Trent Sorensen, associate dean of service at FVTC, agrees that the program leverages the strengths and expertise of both institutions while providing students a better understanding of their future career.

“Students are getting this experience, this insight, before they even get over to UWO, which is really helping to solidify that this is what they want to do,” he says. “They get that hands-on experience faster and then get out into the schools faster as well.”
The Northeast Wisconsin Manufacturing Alliance, which works collaboratively with educators through a task force specifically to promote tech ed careers, offers two $1,000 scholarships for the technology and engineering education program at UWO and FVTC.
While graduation rates are still low, Brunsell believes as awareness grows, the program will eventually increase the state’s ability to license more tech ed teachers. The university is actively trying to build partnerships with other technical colleges to increase capacity and is looking at offering more online courses to enable students to work while they’re enrolled, especially as they finish their teaching requirements during the last two years of the program.
“Our next step is doing outreach directly to high schools in the area to make sure that technology education teachers and counselors are aware of the program so they can identify students that might be interested and successful in it,” says Brunsell, who believes current tech ed teachers play a crucial role in the future of the profession.

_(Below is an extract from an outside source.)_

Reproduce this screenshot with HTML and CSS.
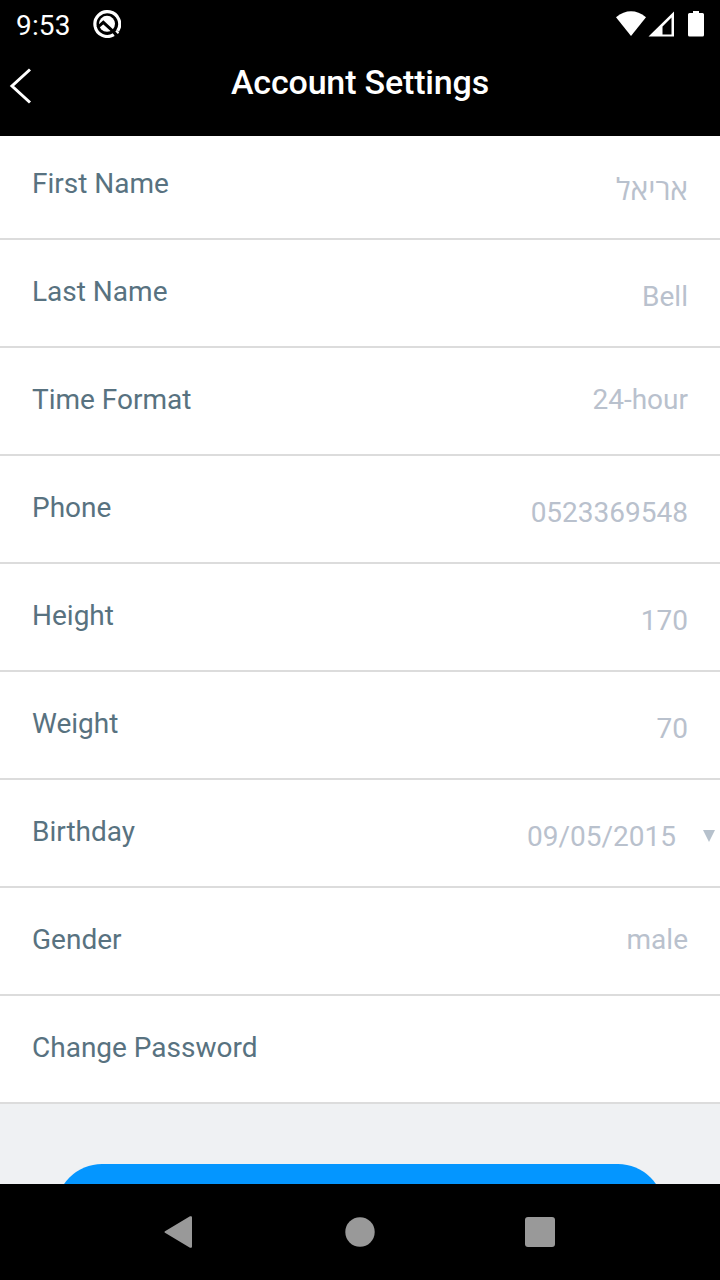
FILE: index.html
```html
<!DOCTYPE html>
<html lang="en">
<head>
<meta charset="utf-8">
<title>Account Settings</title>
<link rel="stylesheet" href="styles.css">
</head>
<body>
<div class="screen">
  <header class="top">
    <div class="status">
      <div class="status-left">
        <span class="clock">9:53</span>
        <svg class="notice" width="28" height="28" viewBox="0 0 28 28">
          <path d="M24.700 20.800A12.400 12.400 0 1 0 20.800 24.600" fill="none" stroke="#fff" stroke-width="3.200"/>
          <circle cx="14" cy="13.800" r="8" fill="#fff"/>
          <path d="M4.500 17.500L10.300 12.300L23.500 24.500" fill="none" stroke="#000" stroke-width="3"/>
          <path d="M23 20.800L25.500 23.200" stroke="#fff" stroke-width="2"/>
        </svg>
      </div>
      <svg class="signals" width="90" height="28" viewBox="0 0 90 28">
        <path d="M0 6.300Q15-5.600 30 6.300L15 25Z" fill="#fff"/>
        <path fill-rule="evenodd" d="M58 .500V25.500H32.500ZM55.500 6.500L46.500 15.500V23.500H55.500Z" fill="#fff"/>
        <path d="M73.500 2H77V0H83V2H86.500Q88 2 88 3.500V24Q88 25.500 86.500 25.500H73.500Q72 25.500 72 24V3.500Q72 2 73.500 2Z" fill="#fff"/>
      </svg>
    </div>
    <div class="titlebar">
      <svg class="back" width="24" height="36" viewBox="0 0 24 36"><path d="M21 1.500L3 18L21 34.500" fill="none" stroke="#fff" stroke-width="3"/></svg>
      <h1 class="title">Account Settings</h1>
    </div>
  </header>
  <main class="content">
    <div class="row row-first"><span class="label">First Name</span><span class="value low hebrew" dir="rtl" lang="he">אריאל</span></div>
    <div class="row"><span class="label">Last Name</span><span class="value low">Bell</span></div>
    <div class="row"><span class="label">Time Format</span><span class="value">24-hour</span></div>
    <div class="row"><span class="label">Phone</span><span class="value low">0523369548</span></div>
    <div class="row"><span class="label">Height</span><span class="value low">170</span></div>
    <div class="row"><span class="label">Weight</span><span class="value low">70</span></div>
    <div class="row row-date"><span class="label">Birthday</span><span class="value low">09/05/2015</span><svg class="caret" width="12" height="12" viewBox="0 0 12 12"><path d="M0 0H12L6 12Z" fill="#b6c1cc"/></svg></div>
    <div class="row"><span class="label">Gender</span><span class="value">male</span></div>
    <div class="row"><span class="label">Change Password</span></div>
    <div class="footer"><div class="button"></div></div>
  </main>
  <nav class="nav">
    <svg width="32" height="34" viewBox="0 0 32 34"><path d="M1.500 17L26.500 2.200Q27 2 27 2.500V31.500Q27 32 26.500 31.800Z" fill="#999" stroke="#999" stroke-width="2" stroke-linejoin="round"/></svg>
    <svg width="32" height="34" viewBox="0 0 32 34"><circle cx="16" cy="17" r="14.700" fill="#999"/></svg>
    <svg width="32" height="34" viewBox="0 0 32 34"><rect x="1" y="2" width="30" height="30" rx="3" fill="#999"/></svg>
  </nav>
</div>
</body>
</html>
```
FILE: styles.css
```css
* { box-sizing: border-box; }
body { margin: 0; background: #000; font-family: Roboto, "Open Sans", "Noto Sans", sans-serif; }
svg { display: block; flex: none; }
.screen { width: 720px; height: 1280px; display: flex; flex-direction: column; overflow: hidden; }
.top { height: 136px; flex: none; background: #000; color: #fff; }
.status { height: 48px; display: flex; justify-content: space-between; padding: 9px 14px 0 16px; }
.status-left { display: flex; gap: 22.5px; }
.clock { width: 54px; font-size: 28px; line-height: 33px; letter-spacing: 0.15px; }
.notice { margin-top: 1px; }
.signals { margin-top: 2px; }
.titlebar { height: 88px; display: grid; grid-template-columns: 48px 1fr 48px; align-items: start; }
.back { margin: 20px 0 0 9px; }
.title { margin: 14px 0 0; text-align: center; font-size: 34px; line-height: 40px; font-weight: 500; letter-spacing: -0.17px; white-space: nowrap; }
.content { flex: 1; min-height: 0; overflow: hidden; background: #eff1f3; }
.row { height: 108px; display: flex; justify-content: space-between; align-items: flex-end; padding: 0 32px 38px; background: #fff; border-bottom: 2px solid #dcdcdc; font-size: 28px; line-height: 33px; }
.row-first { height: 104px; }
.label { color: #587280; }
.value { color: #b9c1cd; }
.low { margin-bottom: -5px; }
.hebrew { height: 33px; font-family: "Open Sans", "Noto Sans", sans-serif; font-size: 30px; }
.row-date { padding-right: 5px; }
.row-date .value { margin-left: auto; }
.caret { margin: 0 0 6px 27px; }
.footer { height: 80px; padding: 60px 56px 0; }
.button { height: 92px; border-radius: 46px; background: #0496ff; }
.nav { height: 96px; flex: none; background: #000; display: flex; justify-content: center; align-items: center; gap: 148px; }
```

“Tech ed programs in particular have always been really strong in career development and partnerships that let students explore different career options, but quite often it doesn’t include teaching,” he says. “High school teachers are the best advocates for the profession and for getting their students interested in becoming teachers.”
Robinson is a living proof of that. As he heads into his first tech ed teaching position this month, he hopes to impact his students the same way he was by his teachers.
“All the tech ed teachers I had were a big influence on me,” he says. “They inspired me to be one of the teachers they were to me in high school.”